Security Considerations

  • Collision resistance. HMAC-SHA-256 provides strong second-preimage resistance; chain rewrites are infeasible without the seed.
  • Integrity and trust. Servers cannot verify client honesty; UJHST is observational. Implement anomaly detection and rate limiting.
  • Replay. Treat curr as unique; ignore duplicates.
  • Transport. Use HTTPS/WSS; enforce modern TLS; set CSP to reduce script injection risk.
  • Control plane separation. The Journey Catalog defines semantics but MUST NOT introduce identifiers that enable cross-session re-identification.

JSON Schema (Informative)

The wire format is unchanged.
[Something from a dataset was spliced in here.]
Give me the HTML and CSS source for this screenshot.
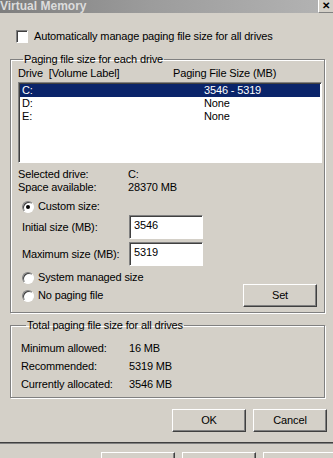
FILE: index.html
```html
<!DOCTYPE html>
<html lang="en">
<head>
    <meta charset="UTF-8">
    <meta name="viewport" content="width=device-width, initial-scale=1.0">
    <title>Virtual Memory</title>
    <link rel="stylesheet" href="styles.css">
</head>
<body>

    <div class="titlebar">
        <span class="title">Virtual Memory</span>
        <span class="close">&#x2715;</span>
    </div>

    <div class="dialog">

        <div class="check-row">
            <span class="checkbox"></span>
            <span>Automatically manage paging file size for all drives</span>
        </div>

        <fieldset class="group drives">
            <legend>Paging file size for each drive</legend>

            <div class="list-head">
                <span class="col-drive">Drive&nbsp; [Volume Label]</span>
                <span>Paging File Size (MB)</span>
            </div>

            <div class="listbox">
                <div class="list-row selected"><span class="col-letter">C:</span><span>3546 - 5319</span></div>
                <div class="list-row"><span class="col-letter">D:</span><span>None</span></div>
                <div class="list-row"><span class="col-letter">E:</span><span>None</span></div>
            </div>

            <div class="info first"><span class="info-label">Selected drive:</span><span>C:</span></div>
            <div class="info"><span class="info-label">Space available:</span><span>28370 MB</span></div>

            <div class="radio-row custom"><span class="radio checked"></span><span>Custom size:</span></div>

            <div class="size-row initial">
                <span class="size-label">Initial size (MB):</span>
                <span class="textbox">3546</span>
            </div>
            <div class="size-row maximum">
                <span class="size-label">Maximum size (MB):</span>
                <span class="textbox">5319</span>
            </div>

            <div class="radio-row system"><span class="radio"></span><span>System managed size</span></div>
            <div class="radio-row nopaging">
                <span class="radio"></span><span>No paging file</span>
                <span class="button set">Set</span>
            </div>
        </fieldset>

        <fieldset class="group totals">
            <legend>Total paging file size for all drives</legend>
            <div class="total"><span class="total-label">Minimum allowed:</span><span>16 MB</span></div>
            <div class="total"><span class="total-label">Recommended:</span><span>5319 MB</span></div>
            <div class="total"><span class="total-label">Currently allocated:</span><span>3546 MB</span></div>
        </fieldset>

        <div class="actions">
            <span class="button">OK</span>
            <span class="button">Cancel</span>
        </div>
    </div>

    <div class="behind">
        <span class="button"></span>
        <span class="button"></span>
        <span class="button"></span>
    </div>

</body>
</html>
```

FILE: styles.css
```css
html, body{
    margin: 0;
    height: 100%;
    overflow: hidden;
}

body{
    background-color: #d4d0c8;
    font-family: "Liberation Sans", Arial, sans-serif;
    font-size: 11px;
    letter-spacing: -0.15px;
    color: #000;
    line-height: 13px;
}

.titlebar{
    height: 13px;
    display: flex;
    justify-content: space-between;
    align-items: flex-start;
    background: linear-gradient(to right, #7e7e7e, #9c9c9c 45%, #b4b4b4);
}

.title{
    margin-left: 0;
    font-weight: bold;
    font-size: 12px;
    line-height: 13px;
    letter-spacing: 0;
    color: #dcdcdc;
}

.close{
    width: 14px;
    height: 12px;
    background-color: #d4d0c8;
    border-left: 1px solid #fff;
    border-bottom: 1px solid #808080;
    font-size: 10px;
    font-weight: bold;
    line-height: 12px;
    text-align: center;
}

.dialog{
    padding: 17px 6px 0 10px;
    height: 430px;
    box-sizing: border-box;
    border-bottom: 1px solid #404040;
    box-shadow: 0 1px 0 #808080;
}

.check-row{
    display: flex;
    align-items: center;
    margin-left: 6px;
}

.checkbox{
    width: 10px;
    height: 11px;
    margin-right: 6px;
    background-color: #fff;
    border: 1px solid;
    border-color: #808080 #fff #fff #808080;
    box-shadow: inset 1px 1px 0 #404040;
}

/* group boxes */

.group{
    margin: 0;
    width: 315px;
    box-sizing: border-box;
    border: 1px solid #808080;
    box-shadow: 1px 1px 0 #fff, inset 1px 1px 0 #fff;
    min-width: 0;
}

.group legend{
    padding: 0 1px;
    margin-left: 5px;
    line-height: 14px;
}

.drives{
    margin-top: 9px;
    padding: 0 2px 5px 7px;
    height: 261px;
}

.list-head{
    display: flex;
    height: 14px;
    line-height: 14px;
}

.col-drive{
    width: 155px;
}

.listbox{
    margin-top: 2px;
    height: 81px;
    box-sizing: border-box;
    background-color: #fff;
    border: 1px solid;
    border-color: #808080 #fff #fff #808080;
    box-shadow: inset 1px 1px 0 #404040;
    padding: 1px 0 0 1px;
}

.list-row{
    display: flex;
    height: 13px;
    line-height: 13px;
}

.list-row.selected{
    background-color: #0a246a;
    color: #fff;
    margin-right: 1px;
}

.col-letter{
    width: 182px;
    padding-left: 2px;
}

.info{
    display: flex;
    height: 13px;
}

.info.first{
    margin-top: 5px;
}

.info-label{
    width: 110px;
}

.radio-row{
    display: flex;
    align-items: center;
    height: 13px;
    padding-left: 4px;
}

.radio{
    width: 10px;
    height: 10px;
    margin-right: 4px;
    border-radius: 50%;
    background-color: #fff;
    border: 1px solid;
    border-color: #808080 #fff #fff #808080;
    box-shadow: inset 1px 1px 0 #404040;
    position: relative;
}

.radio.checked::after{
    content: "";
    position: absolute;
    left: 3px;
    top: 3px;
    width: 4px;
    height: 4px;
    border-radius: 50%;
    background-color: #000;
}

.custom{
    margin-top: 6px;
}

.size-row{
    display: flex;
    align-items: center;
    height: 24px;
    padding-left: 4px;
}

.initial{
    margin-top: 2px;
}

.maximum{
    margin-top: 3px;
}

.size-label{
    width: 107px;
}

.textbox{
    width: 74px;
    height: 24px;
    box-sizing: border-box;
    padding: 3px 0 0 4px;
    background-color: #fff;
    border: 1px solid;
    border-color: #808080 #fff #fff #808080;
    box-shadow: inset 1px 1px 0 #404040;
}

.system{
    margin-top: 5px;
}

.nopaging{
    height: 23px;
}

/* buttons */

.button{
    display: inline-block;
    width: 74px;
    height: 23px;
    box-sizing: border-box;
    line-height: 21px;
    text-align: center;
    background-color: #d4d0c8;
    border: 1px solid;
    border-color: #fff #404040 #404040 #fff;
    box-shadow: inset -1px -1px 0 #808080;
}

.set{
    margin-left: auto;
    margin-right: 5px;
}

.totals{
    margin-top: 5px;
    padding: 7px 0 4px 10px;
}

.total{
    display: flex;
    height: 18px;
    line-height: 18px;
}

.total-label{
    width: 108px;
}

.actions{
    display: flex;
    justify-content: flex-end;
    gap: 7px;
    margin-top: 11px;
}

.behind{
    display: flex;
    gap: 7px;
    padding: 9px 0 0 101px;
}

.behind .button{
    flex: none;
    height: 24px;
}
```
The schema below remains valid; deployments may additionally lint x-* fields to token patterns and max lengths.

{
  "$schema": "https://json-schema.org/draft/2020-12/schema",
  "$id": "https://example.org/schemas/ujhst-event.json",
  "title": "UJHST Event v1",
  "type": "object",
  "required": ["v", "curr", "prev", "payload"],
  "properties": {
    "v": { "const": 1 },
    "curr": { "type": "string", "pattern": "^[0-9a-f]{64}$" },
    "prev": { "type": "string", "pattern": "^$|^[0-9a-f]{64}$" },
    "payload": {
      "type": "object",
      "required": ["path", "event", "ts", "ref"],
      "properties": {
        "path": { "type": "string", "minLength": 1 },
        "event": { "type": "string", "minLength": 1 },
        "ts": { "type": "integer", "minimum": 0 },
        "ref": { "type": "string" }
      },
      "additionalProperties": true
    }
  },
  "additionalProperties": false
}

Recommended lint (non-normative): keys starting with x- have values of type string, ≤256 chars, matching ^[A-Za-z0-9._:-]+$.